= Vyšehrad Proclamation =

2017 Czech government document

The Vyšehrad Proclamation was introduced by the Czech Civic Democratic Party (ODS) on 17 August 2017. It consisted of 12 conditions for the party to be part of a government coalition after the 2017 legislative election.

ODS leader Petr Fiala stated that the declaration didn't mean the party would be in opposition after the election, but that it was a condition for being part of the government.
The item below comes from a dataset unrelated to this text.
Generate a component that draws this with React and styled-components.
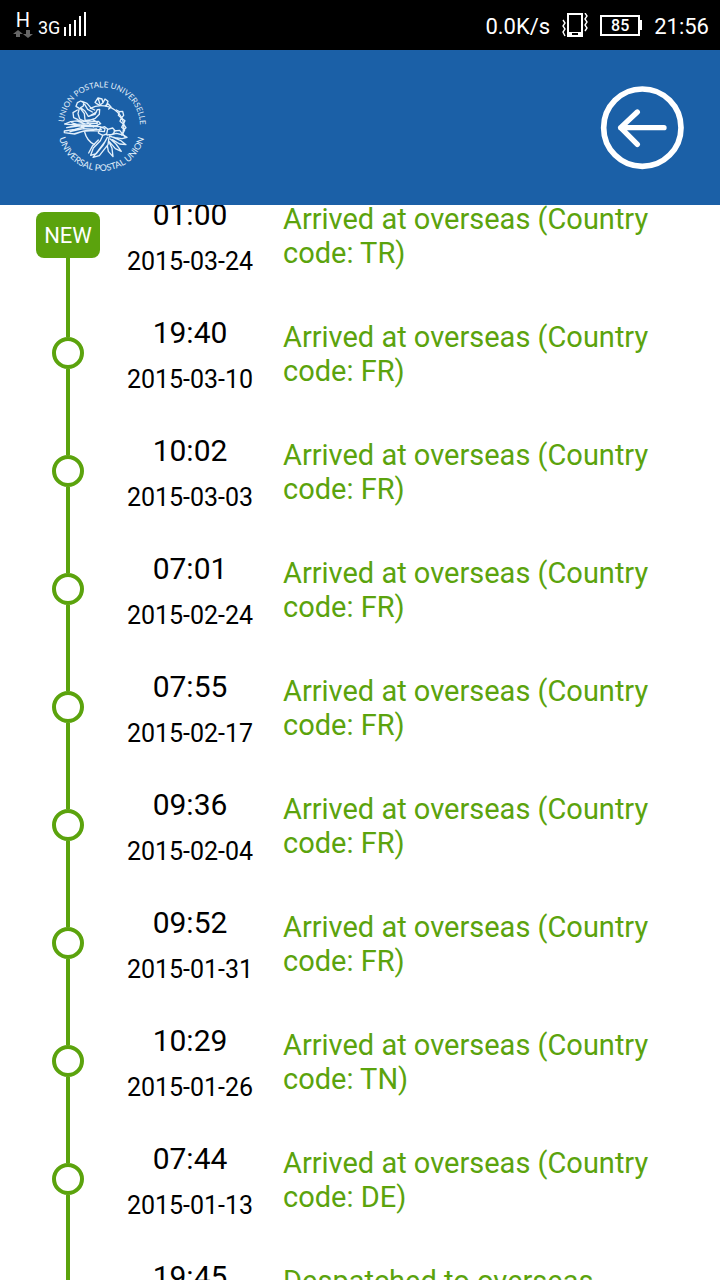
import React from 'react';
import styled, { createGlobalStyle } from 'styled-components';

const colors = {
  green: '#5ba30d',
  blue: '#1b60a7',
  white: '#fff',
  black: '#000',
};

const GlobalStyle = createGlobalStyle`
  * {
    box-sizing: border-box;
  }
  body {
    margin: 0;
    background: ${colors.white};
    font-family: Roboto, 'Liberation Sans', sans-serif;
  }
`;

const Screen = styled.div`
  display: flex;
  flex-direction: column;
  height: 100vh;
  overflow: hidden;
`;

const StatusBar = styled.div`
  display: flex;
  flex: none;
  justify-content: space-between;
  align-items: center;
  height: 50px;
  padding: 0 11px 0 13px;
  background: ${colors.black};
  color: ${colors.white};
`;

const StatusGroup = styled.div`
  display: flex;
  align-items: center;
  gap: ${({ $gap }) => $gap}px;
`;

const StatusText = styled.span`
  font-size: 22px;
  line-height: 28px;
  padding-top: 4px;
`;

const Network = styled.div`
  display: flex;
  flex-direction: column;
  align-items: center;
  padding-bottom: 2px;
  font-size: 20px;
  line-height: 20px;
`;

const Signal = styled.div`
  display: flex;
  align-items: flex-end;
  gap: 4px;
  padding-bottom: 2px;
  font-size: 18px;
  line-height: 16px;
`;

const Battery = styled.div`
  display: flex;
  align-items: center;
  &::after {
    content: '';
    width: 2px;
    height: 10px;
    background: ${colors.white};
  }
`;

const BatteryLevel = styled.span`
  width: 40px;
  height: 21px;
  border: 2px solid ${colors.white};
  font-size: 16px;
  font-weight: 500;
  line-height: 18px;
  text-align: center;
`;

const Header = styled.header`
  display: flex;
  flex: none;
  justify-content: space-between;
  align-items: center;
  height: 155px;
  padding: 0 36px 0 50px;
  background: ${colors.blue};
`;

const BackButton = styled.button`
  display: flex;
  padding: 0;
  border: 0;
  background: none;
  cursor: pointer;
`;

const Content = styled.main`
  flex: 1;
  min-height: 0;
  overflow: hidden;
`;

// the list is scrolled a little, the first event is cut by the header
const Timeline = styled.ol`
  margin: -29px 0 0;
  padding: 0 36px;
  list-style: none;
`;

const Event = styled.li`
  display: flex;
  align-items: center;
  height: 118px;
`;

const Rail = styled.div`
  display: flex;
  flex: none;
  flex-direction: column;
  align-items: center;
  align-self: stretch;
  width: 64px;
`;

const Line = styled.div`
  flex: 1;
  width: 4px;
  background: ${({ $hidden }) => ($hidden ? 'transparent' : colors.green)};
`;

const Node = styled.div`
  width: 32px;
  height: 32px;
  border: 4px solid ${colors.green};
  border-radius: 50%;
`;

const Badge = styled.div`
  width: 64px;
  height: 46px;
  border-radius: 8px;
  background: ${colors.green};
  color: ${colors.white};
  font-size: 22px;
  line-height: 48px;
  text-align: center;
`;

const When = styled.div`
  display: grid;
  flex: none;
  row-gap: 1px;
  width: 180px;
  padding-top: 7px;
  line-height: 46px;
  text-align: center;
`;

const Time = styled.div`
  font-size: 30px;
`;

const Day = styled.div`
  font-size: 25px;
`;

const Description = styled.p`
  flex: 1;
  margin: 0 0 0 3px;
  padding-top: 2px;
  color: ${colors.green};
  font-size: 29px;
  line-height: 34px;
`;

const events = [
  { time: '01:00', date: '2015-03-24', text: 'Arrived at overseas (Country code: TR)' },
  { time: '19:40', date: '2015-03-10', text: 'Arrived at overseas (Country code: FR)' },
  { time: '10:02', date: '2015-03-03', text: 'Arrived at overseas (Country code: FR)' },
  { time: '07:01', date: '2015-02-24', text: 'Arrived at overseas (Country code: FR)' },
  { time: '07:55', date: '2015-02-17', text: 'Arrived at overseas (Country code: FR)' },
  { time: '09:36', date: '2015-02-04', text: 'Arrived at overseas (Country code: FR)' },
  { time: '09:52', date: '2015-01-31', text: 'Arrived at overseas (Country code: FR)' },
  { time: '10:29', date: '2015-01-26', text: 'Arrived at overseas (Country code: TN)' },
  { time: '07:44', date: '2015-01-13', text: 'Arrived at overseas (Country code: DE)' },
  { time: '19:45', date: '2015-01-09', text: 'Despatched to overseas (Country code: DE)' },
];

const DataArrows = () => (
  <svg width="20" height="8" viewBox="0 0 20 8" fill="#666">
    <path d="M5 0l5 4H7v3H3V4H0zM15 8l-5-4h3V0h4v4h3z" />
  </svg>
);

const SignalBars = () => (
  <svg width="23" height="24" viewBox="0 0 23 24" fill="#fff">
    <path d="M0 15h2v9H0zM5 12h2v12H5zM10 8h2v16h-2zM15 4h2v20h-2zM20 0h2v24h-2z" />
  </svg>
);

const VibrateIcon = () => (
  <svg width="26" height="24" viewBox="0 0 26 24" fill="none" stroke="#fff">
    <path
      d="M5 0h16v24H5zM7 2v17h12V2zM10 20v2h6v-2z"
      fill="#fff"
      fillRule="evenodd"
      stroke="none"
    />
    <path d="M1 7l2 3-2 3 2 3-2 3 2 4M23 0l2 3-2 3 2 3-2 3 2 3-2 3" strokeWidth="1.4" />
  </svg>
);

const BackIcon = () => (
  <svg width="84" height="84" viewBox="0 0 252 252" fill="none" stroke="#fff">
    <circle cx="127" cy="125" r="116" strokeWidth="17" />
    <path
      d="M112 78L62 125l50 50M62 125h130"
      strokeWidth="16"
      strokeLinecap="round"
      strokeLinejoin="round"
    />
  </svg>
);

const UpuLogo = () => (
  <svg width="104" height="104" viewBox="0 0 312 312" fill="none" stroke="#e3f0fb">
    <defs>
      <path id="upu-top" d="M42 154A114 114 0 1 1 269 162" />
      <path id="upu-bottom" d="M23 153A132 132 0 0 0 287 153" />
    </defs>
    <g fill="#e3f0fb" stroke="none" fontFamily="Lato, sans-serif" textAnchor="middle">
      <text fontSize="24">
        <textPath href="#upu-top" startOffset="50%">UNION POSTALE UNIVERSELLE</textPath>
      </text>
      <text fontSize="27">
        <textPath href="#upu-bottom" startOffset="50%">UNIVERSAL POSTAL UNION</textPath>
      </text>
    </g>
    <g
      strokeWidth="4"
      strokeLinejoin="round"
      strokeLinecap="round"
      transform="translate(0 -3)"
    >
      {/* globe */}
      <path d="M121 100C146 86 181 91 202 111C222 131 226 155 216 181M104 171C108 188 118 201 133 209" />
      {/* messengers around it */}
      <path d="M135 82l9-13 12 3 3 11-10 8-9-5zM144 69l5 16M159 83l6-11 9 7-5 13M166 92l9-5 8 9-7 6M199 105l9 5-3 11 9 8-4 10 10 8-5 10 9 8-6 12 7 9M208 110l10-1 3 12-7 8M214 129l11 8-5 10M220 147l8 11-8 7" />
      {/* winged figure */}
      <path d="M78 94l4-11 10-5 9 5-1 10-8 5 13 10 10 16 20-6 7-14 7-1-1 15-12 12-23 8M78 94l10 6-4 16 5 16 15 7M91 100l12 16 2 18M82 105l-13 8 2 15 13 6M96 79l15 6 13 15 10 5M104 88l9 15 14 8M117 124l22-13M105 136l23-2 14 8" />
      {/* wing and clouds */}
      <path d="M44 147l18-7 25-3 28 4 30-2 7 7-14 6-37-1-51 7M44 147l20 2 78-4M50 158l26-6 67 1M43 168l31-5 34-9 42 1 15 6-2 9-32-3-33 2-24 8-31-4zM60 170l40-9 54 3M74 176l28-8 38-6M82 138l20 7M65 143l37 14M112 143l18 13" />
      {/* lower figure with leaves */}
      <path d="M145 174l6-15 13-4 9 7-3 15-12 4zM159 180l-8 17-21 22-8 22 17-5 20-25 13-24M145 195l-17 17-12 22M165 200l-21 28-15 19 19-5 26-33 3-22M173 163l15-4 8 9-9 10-16 2M180 180l19-5 21 5 11 7-15 4-20-3-18-4M184 185l27 11 17 13-19-2-22-13M181 192l17 15 16 22-18-8-18-21M177 201l9 19 3 25-14-16-3-17M192 168l17-2 7 9" />
    </g>
  </svg>
);

const App = () => (
  <>
    <GlobalStyle />
    <Screen>
      <StatusBar>
        <StatusGroup $gap={5}>
          <Network>
            H
            <DataArrows />
          </Network>
          <Signal>
            3G
            <SignalBars />
          </Signal>
        </StatusGroup>
        <StatusGroup $gap={12}>
          <StatusText>0.0K/s</StatusText>
          <VibrateIcon />
          <Battery>
            <BatteryLevel>85</BatteryLevel>
          </Battery>
          <StatusText>21:56</StatusText>
        </StatusGroup>
      </StatusBar>
      <Header>
        <UpuLogo />
        <BackButton type="button" aria-label="Back">
          <BackIcon />
        </BackButton>
      </Header>
      <Content>
        <Timeline>
          {events.map((event, index) => (
            <Event key={event.date}>
              <Rail>
                <Line $hidden={index === 0} />
                {index === 0 ? <Badge>NEW</Badge> : <Node />}
                <Line />
              </Rail>
              <When>
                <Time>{event.time}</Time>
                <Day>{event.date}</Day>
              </When>
              <Description>{event.text}</Description>
            </Event>
          ))}
        </Timeline>
      </Content>
    </Screen>
  </>
);

export default App;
He also stated that the proclamation provided space for negotiation.

==Conditions==

The following are the 12 conditions of the proclamation:
- 1) Increasing wages and lowering taxes
- 2) Significant reduction of social security contributions by employers
- 3) Raising the limit of flat-rate payments for traders at least twice
- 4) Commitment not to raise taxes for businesses throughout the election period
- 5) Introduction of a simple and uniform tax return as well as social and health insurance
- 6) Cancellation of electronic revenue records and introduction of a flat-rate tax for non-payers of VAT—the principle of "pay and start without further checks" for the smallest entrepreneurs.
- 7) Audit of bureaucratic burdens and the legal system in key areas within six months of the government's inception, and a radical reduction in the number of regulations, laws, and decrees in the first and second year of government.
- 8) Implementation of the "Everything in One Door" system to handle all common issues for citizens from 1 January 2019
- 9) Significant cuts in national subsidies to private firms and significant cuts in investment incentives
- 10) Education becomes the financial and political priority of the government
- 11) The government prepares a confident position in the EU and a strategy to promote EU reforms based on national interests and national consensus. The government's program will include the refusal of mandatory refugee quotas and the mandatory adoption of the euro.
- 12) No questioning of the Euro–Atlantic orientation of Czechia; increase its spending on security; gradual increase in defense spending to two percent of GDP over six years.

==Post-election==
The ODS received 11% of votes and became the second strongest party in Czechia. Then-deputy party leader Alexandra Udženija promised that the ODS would not abandon the Vyšehrad Proclamation. Fiala stated that the ODS would not participate in the government led by ANO 2011. He also began negotiations with other opposition parties about possible cooperation.